Trump’s Gamble: Peace Through Leverage—or Concession?

At the heart of the controversy lies not Marco Rubio’s diplomatic tour, but President Donald Trump himself. The emerging agreement reflects Trump’s long-standing foreign policy instinct: use military pressure to force negotiations, then claim a diplomatic breakthrough that predecessors could not achieve.

The White House argues that the strategy worked. Following months of military confrontation involving the United States, Israel and Iran, Washington has secured direct engagement with Tehran, reopened channels of communication in the Strait of Hormuz and created a pathway toward regional de-escalation. Trump has presented the arrangement as evidence that deterrence and diplomacy are not mutually exclusive, but complementary tools of American power.

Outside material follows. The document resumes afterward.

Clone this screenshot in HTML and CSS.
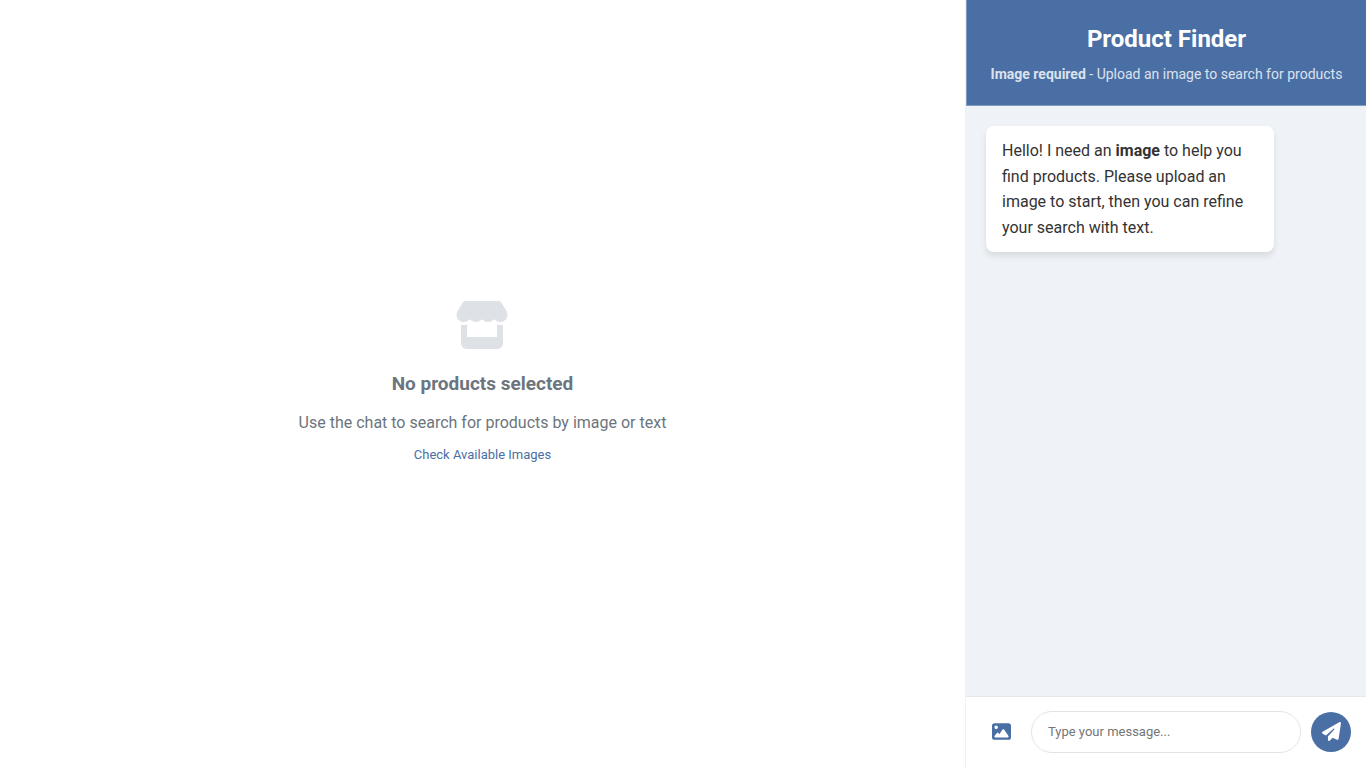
FILE: index.html
```html
<!DOCTYPE html>
<html lang="en">
<head>
  <meta charset="utf-8">
  <meta name="viewport" content="width=device-width, initial-scale=1">
  <title>Product Finder</title>
  <link rel="stylesheet" href="styles.css">
</head>
<body>
  <div class="app">
    <main class="products">
      <section class="empty-state">
        <svg class="empty-icon" viewBox="0 0 576 512" aria-hidden="true"><path d="M547.6 103.8L490.3 13.1C485.2 5 476.1 0 466.4 0H109.6C99.9 0 90.8 5 85.7 13.1L28.3 103.8c-29.6 46.8-3.4 111.9 51.9 119.4c4 .5 8.1 .8 12.1 .8c26.1 0 49.3-11.4 65.2-29c15.9 17.6 39.1 29 65.2 29c26.1 0 49.3-11.4 65.2-29c15.9 17.6 39.1 29 65.2 29c26.2 0 49.3-11.4 65.2-29c16 17.6 39.1 29 65.2 29c4.1 0 8.1-.3 12.1-.8c55.5-7.4 81.8-72.5 52.1-119.4zM499.7 254.9l-.1 0c-5.3 .7-10.7 1.1-16.2 1.1c-12.4 0-24.3-1.9-35.4-5.3V384H128V250.6c-11.2 3.5-23.2 5.4-35.6 5.4c-5.5 0-11-.4-16.3-1.1l-.1 0c-4.1-.6-8.1-1.3-12-2.3V384v64c0 35.3 28.7 64 64 64H448c35.3 0 64-28.7 64-64V384 252.6c-4 1-8 1.8-12.3 2.3z"/></svg>
        <h2 class="empty-title">No products selected</h2>
        <p class="empty-text">Use the chat to search for products by image or text</p>
        <a class="empty-link" href="#images">Check Available Images</a>
      </section>
    </main>
    <aside class="chat">
      <header class="chat-header">
        <h1 class="chat-title">Product Finder</h1>
        <p class="chat-subtitle"><strong>Image required</strong> - Upload an image to search for products</p>
      </header>
      <div class="messages">
        <p class="message">Hello! I need an <strong>image</strong> to help you find products. Please upload an image to start, then you can refine your search with text.</p>
      </div>
      <form class="composer">
        <button class="upload-button" type="button" aria-label="Upload image">
          <svg class="icon" viewBox="0 0 512 512" aria-hidden="true"><path d="M0 96C0 60.7 28.7 32 64 32H448c35.3 0 64 28.7 64 64V416c0 35.3-28.7 64-64 64H64c-35.3 0-64-28.7-64-64V96zM323.8 202.5c-4.5-6.6-11.9-10.5-19.8-10.5s-15.4 3.9-19.8 10.5l-87 127.6L170.7 297c-4.6-5.7-11.5-9-18.7-9s-14.2 3.3-18.7 9l-64 80c-5.8 7.2-6.9 17.1-2.9 25.4s12.4 13.6 21.6 13.6h96 32H424c8.9 0 17.1-4.9 21.2-12.8s3.6-17.4-1.4-24.7l-120-176zM112 192a48 48 0 1 0 0-96 48 48 0 1 0 0 96z"/></svg>
        </button>
        <input class="message-input" type="text" placeholder="Type your message..." aria-label="Message">
        <button class="send-button" type="submit" aria-label="Send message">
          <svg class="icon" viewBox="0 0 512 512" aria-hidden="true"><path d="M498.1 5.6c10.1 7 15.4 19.1 13.5 31.2l-64 416c-1.5 9.7-7.4 18.2-16 23s-18.9 5.4-28 1.6L284 427.7l-68.5 74.1c-8.9 9.7-22.9 12.9-35.2 8.1S160 493.2 160 480V396.4c0-4 1.5-7.8 4.2-10.7L331.8 202.8c5.8-6.3 5.6-16-.4-22s-15.7-6.4-22-.7L106 360.8 17.7 316.6C7.1 311.3 .3 300.7 0 288.9s5.9-22.8 16.1-28.7l448-256c10.7-6.1 23.9-5.5 34 1.4z"/></svg>
        </button>
      </form>
    </aside>
  </div>
</body>
</html>
```
FILE: styles.css
```css
* {
  box-sizing: border-box;
  margin: 0;
  padding: 0;
}

body {
  font-family: Roboto, "Liberation Sans", sans-serif;
  font-size: 16px;
  line-height: 1.6;
  color: #333;
  background: #fff;
}

.app {
  display: flex;
  min-height: 100vh;
}

.products {
  flex: 1;
  display: flex;
  align-items: center;
  justify-content: center;
  padding: 20px 20px 22px;
}

.empty-state {
  display: flex;
  flex-direction: column;
  align-items: center;
  text-align: center;
  color: #6c757d;
}

.empty-icon {
  width: 54px;
  height: 48px;
  margin-bottom: 20px;
  fill: #dee2e6;
}

.empty-title {
  margin-bottom: 11px;
  font-size: 19px;
  line-height: 30px;
}

.empty-text {
  margin-bottom: 9px;
  line-height: 26px;
}

.empty-link {
  font-size: 13px;
  line-height: 20px;
  color: #4a6fa5;
  text-decoration: none;
}

.chat {
  display: flex;
  flex-direction: column;
  width: 401px;
  background: #eff3f8;
  border-left: 1px solid #eff1f3;
}

.chat-header {
  padding: 20px;
  text-align: center;
  color: #fff;
  background: #4a6fa5;
  border: 1px solid #809bc0;
  border-width: 0 0 1px 1px;
}

.chat-title {
  margin-bottom: 5px;
  font-size: 24px;
  line-height: 38px;
}

.chat-subtitle {
  font-size: 14px;
  line-height: 22px;
  opacity: 0.8;
}

.messages {
  flex: 1;
  padding: 20px;
}

.message {
  width: 80%;
  padding: 12px 16px;
  border-radius: 8px;
  background: #fff;
  box-shadow: 0 4px 6px rgba(0, 0, 0, 0.1);
}

.composer {
  display: flex;
  align-items: center;
  gap: 10px;
  padding: 14px 15px 15px;
  background: #fff;
  border-top: 1px solid #e4e8ec;
}

.upload-button,
.send-button {
  display: grid;
  place-items: center;
  flex: none;
  width: 40px;
  height: 40px;
  padding-bottom: 2px;
  border: 0;
  border-radius: 50%;
  cursor: pointer;
}

.upload-button {
  color: #4a6fa5;
  background: transparent;
}

.send-button {
  color: #fff;
  background: #4a6fa5;
}

.icon {
  width: 19px;
  height: 19px;
  fill: currentColor;
}

.message-input {
  flex: 1;
  min-width: 0;
  height: 42px;
  padding: 0 16px 2px;
  font-family: inherit;
  font-size: 13px;
  border: 1px solid #e2e5e8;
  border-radius: 24px;
}

.message-input::placeholder {
  color: #757575;
}
```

Critics, however, see a different picture. They argue that Iran has emerged from the crisis with many of its core strategic assets intact. Tehran has reportedly avoided new restrictions on its ballistic missile programme, preserved much of its regional influence network and secured access to frozen financial assets. From this perspective, the agreement risks creating the perception that Iran can absorb military pressure and still emerge with significant concessions.

The political danger for Trump is that the deal could alienate two constituencies simultaneously. Iran hawks in Washington view the arrangement as an unnecessary concession, while Gulf allies fear it signals a broader American shift from containment toward accommodation. If either perception gains traction, the administration may find itself defending the agreement abroad and at home at the same time.

For Trump, therefore, the challenge extends beyond preventing another regional war. He must convince sceptics that the agreement strengthens American leverage rather than diluting it. The success or failure of that argument may ultimately determine whether the deal is remembered as a strategic breakthrough or as the opening chapter of a new period of uncertainty in the Gulf.